╔══
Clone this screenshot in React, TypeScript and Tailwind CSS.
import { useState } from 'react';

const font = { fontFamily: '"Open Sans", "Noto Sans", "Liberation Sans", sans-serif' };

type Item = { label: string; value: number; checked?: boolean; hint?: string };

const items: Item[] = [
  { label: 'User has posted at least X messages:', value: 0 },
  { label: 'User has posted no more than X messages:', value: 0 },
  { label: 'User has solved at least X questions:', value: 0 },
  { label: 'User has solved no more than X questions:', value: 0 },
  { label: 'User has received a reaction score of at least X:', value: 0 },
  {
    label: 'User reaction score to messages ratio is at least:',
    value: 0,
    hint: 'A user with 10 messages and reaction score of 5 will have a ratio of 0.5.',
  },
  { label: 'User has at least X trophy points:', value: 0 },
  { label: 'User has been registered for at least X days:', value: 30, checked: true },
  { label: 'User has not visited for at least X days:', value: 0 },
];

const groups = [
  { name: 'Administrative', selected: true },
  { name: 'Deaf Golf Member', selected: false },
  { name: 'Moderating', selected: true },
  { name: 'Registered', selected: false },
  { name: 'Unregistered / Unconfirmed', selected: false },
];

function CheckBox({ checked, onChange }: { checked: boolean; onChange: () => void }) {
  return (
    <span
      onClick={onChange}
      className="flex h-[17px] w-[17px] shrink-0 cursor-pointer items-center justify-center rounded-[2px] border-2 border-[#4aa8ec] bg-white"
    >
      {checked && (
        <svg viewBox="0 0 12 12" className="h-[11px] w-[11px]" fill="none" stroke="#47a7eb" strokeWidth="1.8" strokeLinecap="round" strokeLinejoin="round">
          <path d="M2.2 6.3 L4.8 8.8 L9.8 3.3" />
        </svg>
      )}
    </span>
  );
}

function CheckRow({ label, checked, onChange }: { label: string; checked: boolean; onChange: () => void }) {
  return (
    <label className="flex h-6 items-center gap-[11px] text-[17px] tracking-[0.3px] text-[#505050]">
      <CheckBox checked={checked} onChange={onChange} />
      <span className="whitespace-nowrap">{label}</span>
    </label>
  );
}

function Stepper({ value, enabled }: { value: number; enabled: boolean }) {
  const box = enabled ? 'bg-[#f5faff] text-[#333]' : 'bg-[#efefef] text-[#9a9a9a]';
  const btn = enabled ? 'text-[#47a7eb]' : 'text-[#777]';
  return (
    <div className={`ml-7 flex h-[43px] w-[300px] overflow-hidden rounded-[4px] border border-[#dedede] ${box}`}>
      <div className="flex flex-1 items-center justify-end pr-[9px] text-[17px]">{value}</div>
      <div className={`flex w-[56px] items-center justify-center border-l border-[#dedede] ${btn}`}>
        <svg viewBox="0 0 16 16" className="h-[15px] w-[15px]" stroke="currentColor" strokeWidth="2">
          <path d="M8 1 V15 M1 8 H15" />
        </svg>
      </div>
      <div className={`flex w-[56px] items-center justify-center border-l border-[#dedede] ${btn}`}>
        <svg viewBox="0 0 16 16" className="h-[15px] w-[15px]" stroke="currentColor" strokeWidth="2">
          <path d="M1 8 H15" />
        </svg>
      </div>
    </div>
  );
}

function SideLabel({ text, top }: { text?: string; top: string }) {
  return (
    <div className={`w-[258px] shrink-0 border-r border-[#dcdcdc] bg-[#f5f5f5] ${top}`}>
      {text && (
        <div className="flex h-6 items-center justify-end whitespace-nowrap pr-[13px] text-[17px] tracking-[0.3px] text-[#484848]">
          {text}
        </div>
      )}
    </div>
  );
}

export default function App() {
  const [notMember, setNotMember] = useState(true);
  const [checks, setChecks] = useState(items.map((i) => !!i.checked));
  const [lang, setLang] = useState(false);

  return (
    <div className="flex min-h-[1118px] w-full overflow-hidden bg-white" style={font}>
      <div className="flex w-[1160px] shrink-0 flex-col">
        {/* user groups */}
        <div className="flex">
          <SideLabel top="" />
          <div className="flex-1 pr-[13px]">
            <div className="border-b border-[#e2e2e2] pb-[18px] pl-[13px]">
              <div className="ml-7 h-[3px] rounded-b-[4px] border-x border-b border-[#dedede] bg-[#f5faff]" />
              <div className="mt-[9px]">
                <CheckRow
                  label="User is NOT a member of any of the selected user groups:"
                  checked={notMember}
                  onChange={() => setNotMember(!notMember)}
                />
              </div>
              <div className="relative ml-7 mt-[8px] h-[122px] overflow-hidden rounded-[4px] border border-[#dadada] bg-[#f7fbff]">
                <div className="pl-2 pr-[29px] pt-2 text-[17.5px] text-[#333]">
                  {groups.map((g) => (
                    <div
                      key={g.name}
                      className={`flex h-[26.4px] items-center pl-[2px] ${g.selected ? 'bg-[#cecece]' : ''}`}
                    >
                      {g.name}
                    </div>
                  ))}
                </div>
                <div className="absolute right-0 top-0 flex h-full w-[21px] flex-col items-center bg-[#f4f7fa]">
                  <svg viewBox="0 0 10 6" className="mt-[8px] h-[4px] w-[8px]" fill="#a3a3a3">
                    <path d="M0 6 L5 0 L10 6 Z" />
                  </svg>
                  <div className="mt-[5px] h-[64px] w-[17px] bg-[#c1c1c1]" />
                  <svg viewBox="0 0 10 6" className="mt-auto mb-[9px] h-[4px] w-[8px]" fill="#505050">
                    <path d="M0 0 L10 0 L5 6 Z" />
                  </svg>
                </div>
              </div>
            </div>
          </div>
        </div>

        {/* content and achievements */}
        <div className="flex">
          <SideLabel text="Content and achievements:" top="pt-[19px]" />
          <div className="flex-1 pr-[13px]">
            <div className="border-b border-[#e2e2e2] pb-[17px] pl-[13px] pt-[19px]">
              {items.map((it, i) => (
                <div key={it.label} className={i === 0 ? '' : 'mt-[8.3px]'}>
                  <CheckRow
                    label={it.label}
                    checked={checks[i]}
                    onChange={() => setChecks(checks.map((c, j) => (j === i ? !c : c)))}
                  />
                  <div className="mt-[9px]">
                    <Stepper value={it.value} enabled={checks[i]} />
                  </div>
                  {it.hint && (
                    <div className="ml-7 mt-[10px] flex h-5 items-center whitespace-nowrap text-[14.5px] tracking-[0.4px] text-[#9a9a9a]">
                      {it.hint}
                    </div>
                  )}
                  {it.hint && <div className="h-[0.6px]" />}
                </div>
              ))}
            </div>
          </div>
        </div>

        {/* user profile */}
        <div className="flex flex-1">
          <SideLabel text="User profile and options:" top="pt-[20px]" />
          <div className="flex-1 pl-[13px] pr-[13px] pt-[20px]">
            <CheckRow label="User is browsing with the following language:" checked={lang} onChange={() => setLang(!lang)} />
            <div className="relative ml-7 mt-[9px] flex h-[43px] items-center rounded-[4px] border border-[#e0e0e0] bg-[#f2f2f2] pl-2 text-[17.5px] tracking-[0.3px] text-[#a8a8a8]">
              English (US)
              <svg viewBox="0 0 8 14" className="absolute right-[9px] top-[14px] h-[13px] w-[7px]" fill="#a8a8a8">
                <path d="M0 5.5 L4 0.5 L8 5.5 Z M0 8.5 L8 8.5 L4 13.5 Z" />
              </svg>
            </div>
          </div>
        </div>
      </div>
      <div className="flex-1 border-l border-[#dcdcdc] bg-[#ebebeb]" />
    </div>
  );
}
╚══
Task directions: Give back the whole listing exactly as it reads.

The response:
Clone this screenshot in React, TypeScript and Tailwind CSS.
import { useState } from 'react';

const font = { fontFamily: '"Open Sans", "Noto Sans", "Liberation Sans", sans-serif' };

type Item = { label: string; value: number; checked?: boolean; hint?: string };

const items: Item[] = [
  { label: 'User has posted at least X messages:', value: 0 },
  { label: 'User has posted no more than X messages:', value: 0 },
  { label: 'User has solved at least X questions:', value: 0 },
  { label: 'User has solved no more than X questions:', value: 0 },
  { label: 'User has received a reaction score of at least X:', value: 0 },
  {
    label: 'User reaction score to messages ratio is at least:',
    value: 0,
    hint: 'A user with 10 messages and reaction score of 5 will have a ratio of 0.5.',
  },
  { label: 'User has at least X trophy points:', value: 0 },
  { label: 'User has been registered for at least X days:', value: 30, checked: true },
  { label: 'User has not visited for at least X days:', value: 0 },
];

const groups = [
  { name: 'Administrative', selected: true },
  { name: 'Deaf Golf Member', selected: false },
  { name: 'Moderating', selected: true },
  { name: 'Registered', selected: false },
  { name: 'Unregistered / Unconfirmed', selected: false },
];

function CheckBox({ checked, onChange }: { checked: boolean; onChange: () => void }) {
  return (
    <span
      onClick={onChange}
      className="flex h-[17px] w-[17px] shrink-0 cursor-pointer items-center justify-center rounded-[2px] border-2 border-[#4aa8ec] bg-white"
    >
      {checked && (
        <svg viewBox="0 0 12 12" className="h-[11px] w-[11px]" fill="none" stroke="#47a7eb" strokeWidth="1.8" strokeLinecap="round" strokeLinejoin="round">
          <path d="M2.2 6.3 L4.8 8.8 L9.8 3.3" />
        </svg>
      )}
    </span>
  );
}

function CheckRow({ label, checked, onChange }: { label: string; checked: boolean; onChange: () => void }) {
  return (
    <label className="flex h-6 items-center gap-[11px] text-[17px] tracking-[0.3px] text-[#505050]">
      <CheckBox checked={checked} onChange={onChange} />
      <span className="whitespace-nowrap">{label}</span>
    </label>
  );
}

function Stepper({ value, enabled }: { value: number; enabled: boolean }) {
  const box = enabled ? 'bg-[#f5faff] text-[#333]' : 'bg-[#efefef] text-[#9a9a9a]';
  const btn = enabled ? 'text-[#47a7eb]' : 'text-[#777]';
  return (
    <div className={`ml-7 flex h-[43px] w-[300px] overflow-hidden rounded-[4px] border border-[#dedede] ${box}`}>
      <div className="flex flex-1 items-center justify-end pr-[9px] text-[17px]">{value}</div>
      <div className={`flex w-[56px] items-center justify-center border-l border-[#dedede] ${btn}`}>
        <svg viewBox="0 0 16 16" className="h-[15px] w-[15px]" stroke="currentColor" strokeWidth="2">
          <path d="M8 1 V15 M1 8 H15" />
        </svg>
      </div>
      <div className={`flex w-[56px] items-center justify-center border-l border-[#dedede] ${btn}`}>
        <svg viewBox="0 0 16 16" className="h-[15px] w-[15px]" stroke="currentColor" strokeWidth="2">
          <path d="M1 8 H15" />
        </svg>
      </div>
    </div>
  );
}

function SideLabel({ text, top }: { text?: string; top: string }) {
  return (
    <div className={`w-[258px] shrink-0 border-r border-[#dcdcdc] bg-[#f5f5f5] ${top}`}>
      {text && (
        <div className="flex h-6 items-center justify-end whitespace-nowrap pr-[13px] text-[17px] tracking-[0.3px] text-[#484848]">
          {text}
        </div>
      )}
    </div>
  );
}

export default function App() {
  const [notMember, setNotMember] = useState(true);
  const [checks, setChecks] = useState(items.map((i) => !!i.checked));
  const [lang, setLang] = useState(false);

  return (
    <div className="flex min-h-[1118px] w-full overflow-hidden bg-white" style={font}>
      <div className="flex w-[1160px] shrink-0 flex-col">
        {/* user groups */}
        <div className="flex">
          <SideLabel top="" />
          <div className="flex-1 pr-[13px]">
            <div className="border-b border-[#e2e2e2] pb-[18px] pl-[13px]">
              <div className="ml-7 h-[3px] rounded-b-[4px] border-x border-b border-[#dedede] bg-[#f5faff]" />
              <div className="mt-[9px]">
                <CheckRow
                  label="User is NOT a member of any of the selected user groups:"
                  checked={notMember}
                  onChange={() => setNotMember(!notMember)}
                />
              </div>
              <div className="relative ml-7 mt-[8px] h-[122px] overflow-hidden rounded-[4px] border border-[#dadada] bg-[#f7fbff]">
                <div className="pl-2 pr-[29px] pt-2 text-[17.5px] text-[#333]">
                  {groups.map((g) => (
                    <div
                      key={g.name}
                      className={`flex h-[26.4px] items-center pl-[2px] ${g.selected ? 'bg-[#cecece]' : ''}`}
                    >
                      {g.name}
                    </div>
                  ))}
                </div>
                <div className="absolute right-0 top-0 flex h-full w-[21px] flex-col items-center bg-[#f4f7fa]">
                  <svg viewBox="0 0 10 6" className="mt-[8px] h-[4px] w-[8px]" fill="#a3a3a3">
                    <path d="M0 6 L5 0 L10 6 Z" />
                  </svg>
                  <div className="mt-[5px] h-[64px] w-[17px] bg-[#c1c1c1]" />
                  <svg viewBox="0 0 10 6" className="mt-auto mb-[9px] h-[4px] w-[8px]" fill="#505050">
                    <path d="M0 0 L10 0 L5 6 Z" />
                  </svg>
                </div>
              </div>
            </div>
          </div>
        </div>

        {/* content and achievements */}
        <div className="flex">
          <SideLabel text="Content and achievements:" top="pt-[19px]" />
          <div className="flex-1 pr-[13px]">
            <div className="border-b border-[#e2e2e2] pb-[17px] pl-[13px] pt-[19px]">
              {items.map((it, i) => (
                <div key={it.label} className={i === 0 ? '' : 'mt-[8.3px]'}>
                  <CheckRow
                    label={it.label}
                    checked={checks[i]}
                    onChange={() => setChecks(checks.map((c, j) => (j === i ? !c : c)))}
                  />
                  <div className="mt-[9px]">
                    <Stepper value={it.value} enabled={checks[i]} />
                  </div>
                  {it.hint && (
                    <div className="ml-7 mt-[10px] flex h-5 items-center whitespace-nowrap text-[14.5px] tracking-[0.4px] text-[#9a9a9a]">
                      {it.hint}
                    </div>
                  )}
                  {it.hint && <div className="h-[0.6px]" />}
                </div>
              ))}
            </div>
          </div>
        </div>

        {/* user profile */}
        <div className="flex flex-1">
          <SideLabel text="User profile and options:" top="pt-[20px]" />
          <div className="flex-1 pl-[13px] pr-[13px] pt-[20px]">
            <CheckRow label="User is browsing with the following language:" checked={lang} onChange={() => setLang(!lang)} />
            <div className="relative ml-7 mt-[9px] flex h-[43px] items-center rounded-[4px] border border-[#e0e0e0] bg-[#f2f2f2] pl-2 text-[17.5px] tracking-[0.3px] text-[#a8a8a8]">
              English (US)
              <svg viewBox="0 0 8 14" className="absolute right-[9px] top-[14px] h-[13px] w-[7px]" fill="#a8a8a8">
                <path d="M0 5.5 L4 0.5 L8 5.5 Z M0 8.5 L8 8.5 L4 13.5 Z" />
              </svg>
            </div>
          </div>
        </div>
      </div>
      <div className="flex-1 border-l border-[#dcdcdc] bg-[#ebebeb]" />
    </div>
  );
}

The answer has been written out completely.